The presentation file has been shared via the cloud rather than attached to an email, so you need to log in to get access. You enter your log in details, but an error page displays. No one from IT is in yet, so it looks like that presentation is going to have to wait. You long for the days of simple email attachments, or better still, paper filing cabinets.

The thing is, there is no error. There is no presentation. No email has been sent by your manager. That log in page wasn’t a real log in page. You’ve just become the latest victim of a phishing attack. You’ve just provided the attackers with your work log in details and you’re blissfully unaware as you decide to wait until after lunch before tackling the presentation again.

Your email and password let attackers gain access to your company systems. As you work in the finance department, they have access to financial information on all the company’s employees as well as lots of other sensitive business information. Worse still, you use that same password for many of your personal accounts.

In summary, an innocuous-looking email from your manager has ended up costing tens of thousands of pounds, not to mention the stress and anxiety caused by having your identity stolen. The upcoming General Data Protection Regulation (GDPR) could make these consequences far greater.

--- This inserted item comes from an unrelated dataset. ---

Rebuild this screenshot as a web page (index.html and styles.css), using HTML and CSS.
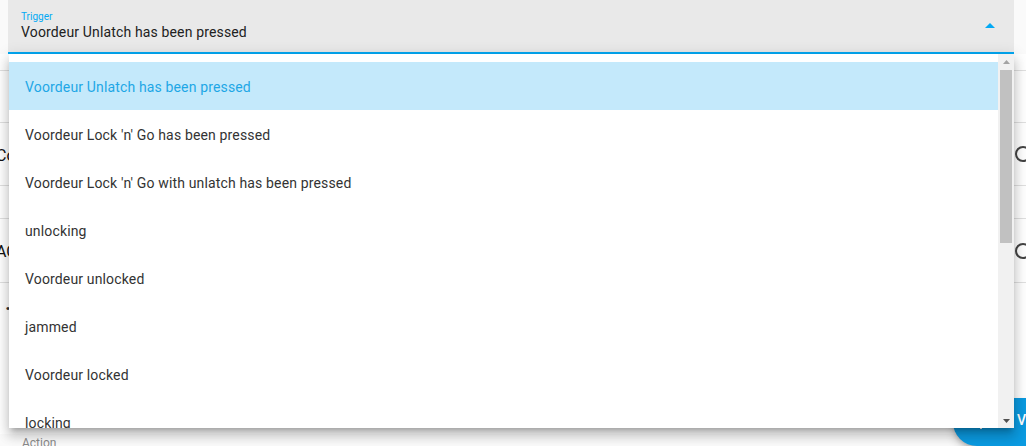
FILE: index.html
```html
<!DOCTYPE html>
<html>
<head>
<meta charset="utf-8">
<link rel="stylesheet" href="styles.css">
</head>
<body>
<div class="page">
  <div class="field">
    <div class="field-text">
      <span class="field-label">Trigger</span>
      <span class="field-value">Voordeur Unlatch has been pressed</span>
    </div>
    <svg class="field-arrow" width="10" height="5" viewBox="0 0 10 5"><polygon points="0,5 5,0 10,5" fill="#03a9f4"/></svg>
  </div>

  <div class="bg-rows">
    <div class="bg-row h16"></div>
    <div class="bg-row h51"></div>
    <div class="bg-row h62"><span class="bg-text">Co</span><span class="bg-icon"></span></div>
    <div class="bg-row h32"></div>
    <div class="bg-row h63"><span class="bg-text">AC</span><span class="bg-icon"></span></div>
    <div class="bg-row h56"><span class="bg-dot">·</span></div>
    <div class="bg-spacer"></div>
    <div class="action-label">Action</div>
  </div>

  <div class="fab">
    <svg width="24" height="24" viewBox="0 0 24 24"><path d="M19 13h-6v6h-2v-6H5v-2h6V5h2v6h6v2z" fill="#fff"/></svg>
    <span class="fab-text">VOEG ACTIE TOE</span>
  </div>

  <div class="menu">
    <ul class="menu-list">
      <li class="menu-item selected">Voordeur Unlatch has been pressed</li>
      <li class="menu-item">Voordeur Lock 'n' Go has been pressed</li>
      <li class="menu-item">Voordeur Lock 'n' Go with unlatch has been pressed</li>
      <li class="menu-item">unlocking</li>
      <li class="menu-item">Voordeur unlocked</li>
      <li class="menu-item">jammed</li>
      <li class="menu-item">Voordeur locked</li>
      <li class="menu-item">locking</li>
    </ul>
    <div class="scrollbar">
      <div class="sb-btn"><svg width="7" height="4" viewBox="0 0 7 4"><polygon points="0,4 3.5,0 7,4" fill="#a3a3a3"/></svg></div>
      <div class="sb-track"><div class="sb-thumb"></div></div>
      <div class="sb-btn"><svg width="7" height="4" viewBox="0 0 7 4"><polygon points="0,0 3.5,4 7,0" fill="#505050"/></svg></div>
    </div>
  </div>
</div>
</body>
</html>
```

FILE: styles.css
```css
* { box-sizing: border-box; }
html, body { margin: 0; padding: 0; }
body {
  background: #ffffff;
  font-family: Roboto, "Liberation Sans", sans-serif;
  color: #212121;
}
.page {
  position: relative;
  width: 1026px;
  height: 446px;
  overflow: hidden;
  background: #fafafa;
}
.field {
  margin-left: 8px;
  width: 1006px;
  height: 54px;
  background: #e9e9e9;
  border-bottom: 2px solid #03a9f4;
  display: flex;
  align-items: flex-start;
  padding: 11px 19px 0 13px;
}
.field-text {
  flex: 1;
  display: flex;
  flex-direction: column;
}
.field-label {
  font-size: 10px;
  color: #03a9f4;
  line-height: 12px;
}
.field-value {
  font-size: 14px;
  color: #212121;
  line-height: 20px;
  margin-top: -1px;
  letter-spacing: 0.15px;
}
.field-arrow { display: block; margin-top: 12px; }

.bg-rows {
  display: flex;
  flex-direction: column;
  width: 1026px;
}
.bg-row {
  border-bottom: 1px solid #e0e0e0;
  display: flex;
  align-items: center;
  justify-content: space-between;
  background: #ffffff;
}
.h16 { height: 17px; }
.h51 { height: 52px; }
.h62 { height: 63px; }
.h32 { height: 33px; }
.h63 { height: 64px; }
.h56 { height: 56px; border-bottom: none; }
.bg-spacer { height: 95px; background: #ffffff; }
.bg-text {
  font-size: 16px;
  color: #111;
  margin-left: -4px;
  margin-top: 2px;
}
.bg-icon {
  width: 16px;
  height: 16px;
  border: 2px solid #444;
  border-radius: 50%;
  margin-right: -5px;
}
.bg-dot {
  font-size: 20px;
  font-weight: bold;
  margin-left: 5px;
  margin-top: -6px;
  color: #333;
}
.action-label {
  font-size: 12px;
  color: #8a8a8a;
  margin-left: 22px;
  margin-top: 2px;
}

.fab {
  position: absolute;
  left: 953px;
  top: 398px;
  width: 220px;
  height: 48px;
  border-radius: 24px;
  background: #0b9ae0;
  display: flex;
  align-items: center;
  padding-left: 16px;
  gap: 24px;
  box-shadow: 0 3px 5px -1px rgba(0,0,0,.2), 0 6px 10px 0 rgba(0,0,0,.14);
}
.fab-text {
  color: #fff;
  font-size: 14px;
  font-weight: 500;
  margin-top: -4px;
}

.menu {
  position: absolute;
  left: 9px;
  top: 54px;
  width: 1005px;
  height: 374px;
  background: #ffffff;
  display: flex;
  box-shadow: 0 5px 5px -3px rgba(0,0,0,.2), 0 8px 10px 1px rgba(0,0,0,.14), 0 3px 14px 2px rgba(0,0,0,.12);
  overflow: hidden;
}
.menu-list {
  list-style: none;
  margin: 0;
  padding: 8px 0 0 0;
  flex: 1;
  overflow: hidden;
}
.menu-item {
  height: 48px;
  display: flex;
  align-items: center;
  padding: 2px 0 0 16px;
  font-size: 14px;
  color: #333333;
  letter-spacing: 0.15px;
}
.menu-item.selected {
  background: #c4e9fb;
  color: #1ea7e6;
}
.scrollbar {
  width: 16px;
  background: #f1f1f1;
  display: flex;
  flex-direction: column;
}
.sb-btn {
  height: 15px;
  display: flex;
  align-items: center;
  justify-content: center;
}
.sb-track { flex: 1; padding: 1px 2px 0 2px; }
.sb-thumb {
  height: 173px;
  background: #c1c1c1;
}
```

The GDPR brings about the biggest change to data protection law since the Data Protection Act 1998. Photograph: iStock/SBphotos

Do you think this scenario sounds far-fetched? Think again. You and your manager are connected on LinkedIn. She is an active user and frequently posts details of her whereabouts and doings. Your company email system uses the fairly standard [email protected] format.

It’s easy for attackers to use this freely accessible information to set up a spoof email account in your manager’s name, guess your email address at the company, and send you a realistic-sounding email. Worse still, your manager frequently emails from her personal email accounts when abroad or using her mobile, so you weren’t even suspicious.

A 2016 study carried out by Verizon, the global communications company, revealed that 30 per cent of recipients opened phishing emails, while 12 per cent clicked links on the attachments that launched the attack.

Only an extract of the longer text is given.